Voice assistants were the future once but they never really took off in the way their promoters originally envisaged; now generative AI could give them a new lease of life.
Context
That we’re not all barking instructions at computers in Star Trek fashion is partly down to the multiplicity of voice assistants on offer, all within their own walled gardens to a greater or lesser extent, and the failure of the tech to live up to the hype.
An epitaph
“They were all dumb as a rock,” Microsoft CEO Satya Nadella told the Financial Times recently. “Whether it’s Cortana or Alexa or Google Assistant or Siri, all these just don’t work. We had a product that was supposed to be the new front-end to a lot of [information] that didn’t work.”
Overreaching ambition
In his Margins newsletter, Amazon Echo fan Ranjan Roy notes how “voice couldn't simply be a cool feature that just gave you sports scores and told you the weather, and then evolve into something grander.”
Incrementality was not part of the plan. But it’s those more basic features that are most likely to be used and which led a few years ago to one observer calling Echo a “glorified clock radio”.
But even those uses are now at risk. Roy relates his growing frustration at Alexa’s habit of asking irrelevant follow-up questions (typical sample: “Alexa, what’s the weather?” “It’s 41 degrees and cloudy. Did you know I can also create a shopping list for you?”).

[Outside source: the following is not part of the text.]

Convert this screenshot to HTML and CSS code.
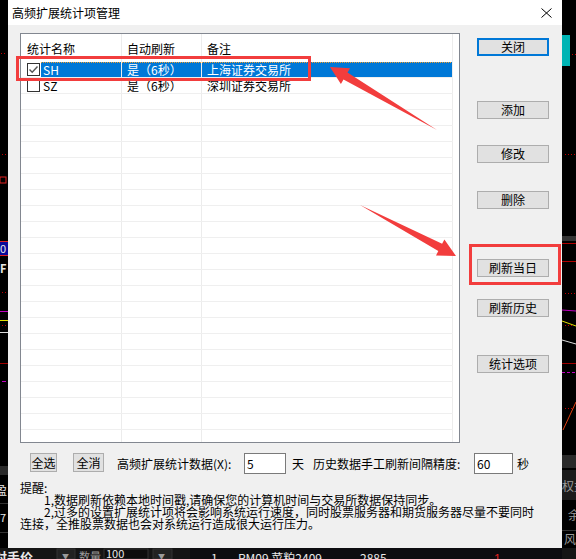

“Having zero control over a device you’ve let into your home just so some product manager can juice their engagement KPIs is annoying,” he writes.
Now Amazon is reported to have lost $10bn on Alexa in 2022 and has slashed jobs in the relevant team. At the same time, however, the company says that engagement increased 30% in 2022 and that more than half of Alexa customers are now using it to shop.
The Financial Times suggests that the direct value to Amazon of the many user interactions has been low, while developers have found it difficult to monetise the skills they have developed for Alexa.
A new dawn?
The co-creator of Siri believes the advent of generative AI could herald a “renaissance” of voice assistants. “This technology will enable that breadth and flexibility and complexity that has not existed with the previous generation of voice assistants,” Adam Cheyer told the Financial Times.
Meanwhile, Amazon is reported to be exploring what a more intelligent Alexa might bring to the table.